As part of the Fungal Genome Initiative at the Broad Institute, we have sequenced the genomes of two Mucorales: Rhizopus delemar and Mucor circinelloides f. sp. circinelloides. These species are the two most commonly isolated species causing mucormycosis in humans.
The Rhizopus delemar project released the genome assembly and annotation of Rhizopus delemar strain 99-880 (also termed RA 99-880). This strain was isolated in 1999 from a brain abscess of a diabetic patient who developed fatal rhinocerebral mucormycosis. The strain was collected by the San Antonio fungal testing group and was also deposited in the Fungal Genetic Stock Center (FGSC 9543) and the Agricultural Research Service Culture Collection (NRRL 43880). This primary collaborators for this project were Ashraf Ibrahim at UCLA School of Medicine, Christopher Skory at USDA National Center for Agricultural Utilization Research, Brian Wickes at the University of Texas Health Science Center at San Antonio, and Franz Lang at University of Montréal, Canada. This work was supported by the National Human Genome Research Institute
More recently, we generated a genome assembly and annotation for a strain of Mucor circinelloides f. sp. circinelloides isolated from skin samples from a healthy human volunteer. This isolate was provided by Keisha Findley at the NIH, and Soo Chan Lee at Duke University confirmed the species typing by sequence analysis. This work was supported by the Human Microbiome Project.
April, 2013- Release of the genome assembly and annotation of Mucor circinelloides f. sp. circinelloides.
November, 2005 - Release of the results of automated annotation.
August 2005 - The initial release of assembly version 3 of the Rhizopus oryzae (RO3). This assembly (12X) included additional Fosmid sequence reads which greatly improved the assembly quality.
December 2004 - Release 1 of assembly version 1 consisted of a 10X whole-genome shotgun assembly generated at the Broad
Questions about the project should be directed to email@example.com.
What is Rhizopus oryzae?
The genus Rhizopus is classified under the family Mucoraceae in the order Mucorales of the phylum Zygomycota. R. oryzae is the most important and representative agent of mucormycosis. R. oryzae and the other members of Mucorales are recovered in profusion from decaying vegetables, fruits and their seeds, grains, compost piles, soil, animal excreta, and molding bread. Since it is ubiquitous in nature, mucormycosis cases are reported worldwide. The majority of mucormycosis patients have a serious underlying condition, such as diabetes mellitus, immunosuppression, starvation, burns, or other major trauma. Pathologically, mucormycosis is characterized by vascular invasion with hyphae, infarction and necrosis of tissue, and by an acute or subacute course of infection.

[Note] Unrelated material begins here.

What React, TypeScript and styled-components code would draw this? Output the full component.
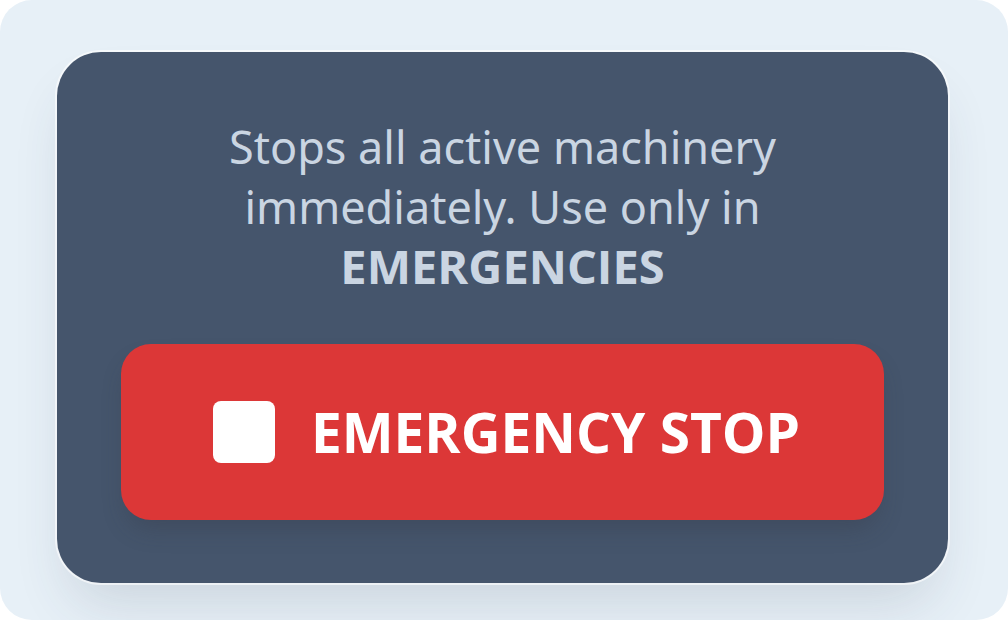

Of the many forms of clinical manifestation, the most common form caused by Rhizopus species is the rhinocerebral and craniofacial mucormycosis. This originates in the paranasal sinus but presents in contiguous structures of orbit, palate, face, nose, or brain. Ordinarily death occurs in untreated cases within 4 weeks of onset.
The most prominent predisposing factor for the facial cranial mucormycosis is diabetes mellitus, and the diabetic population is on the rise worldwide. The second most common form of mucormycosis is pneumonia, which occurs most frequently among patients with hematologic disorders, lymphoma, severe nutropenia, or history of deferoxamine therapy. Infection in these patients has been observed to be fatal in a very short period of time in all cases reported to date. Although the number of cases has been small, children appear overrepresented among the mucormycosis patients without a known underlying disease. Rhizopus species also can cause skin and soft tissue infection in the setting of local trauma or by the hematogenous route.
The zygomycetes are evolutionarily divergent from ascomycetes. R. oryzae, like other members of Mucorales, is a rapidly growing mold that propagates by hydrophobic sporangiospores that readily disperse after maturation. It is one of the common laboratory contaminants due to its ubiquity in soil and decomposing organic material. It is different from ascomycetes or basidiomycetes in that its hyphae are tube-like, without septation, and the cell wall contains chitosan and chitin instead of glucans, mannans, and chitin. Asexual spores are produced within sporangia and are released upon maturation. The fungus can also undergo sexual reproduction and produce zygospores upon mating between the positive and negative strain on an appropriate mycological medium.
R. oryzae occurs as a haploid. Although R. oryzae has a defined sexual cycle involving mating between the positive and the negative strains, classical genetic approaches have rarely been applied to study this organism. That is because germination of zygospores takes months and the rate of germination is erratic. Molecular biological approaches have been developed, including transformation systems and gene disruption by homologous integration. In addition, episomal plasmids, cDNA expression libraries, and animal models are available. It is now possible to identify the genes of interest and study their impact on pathobiology.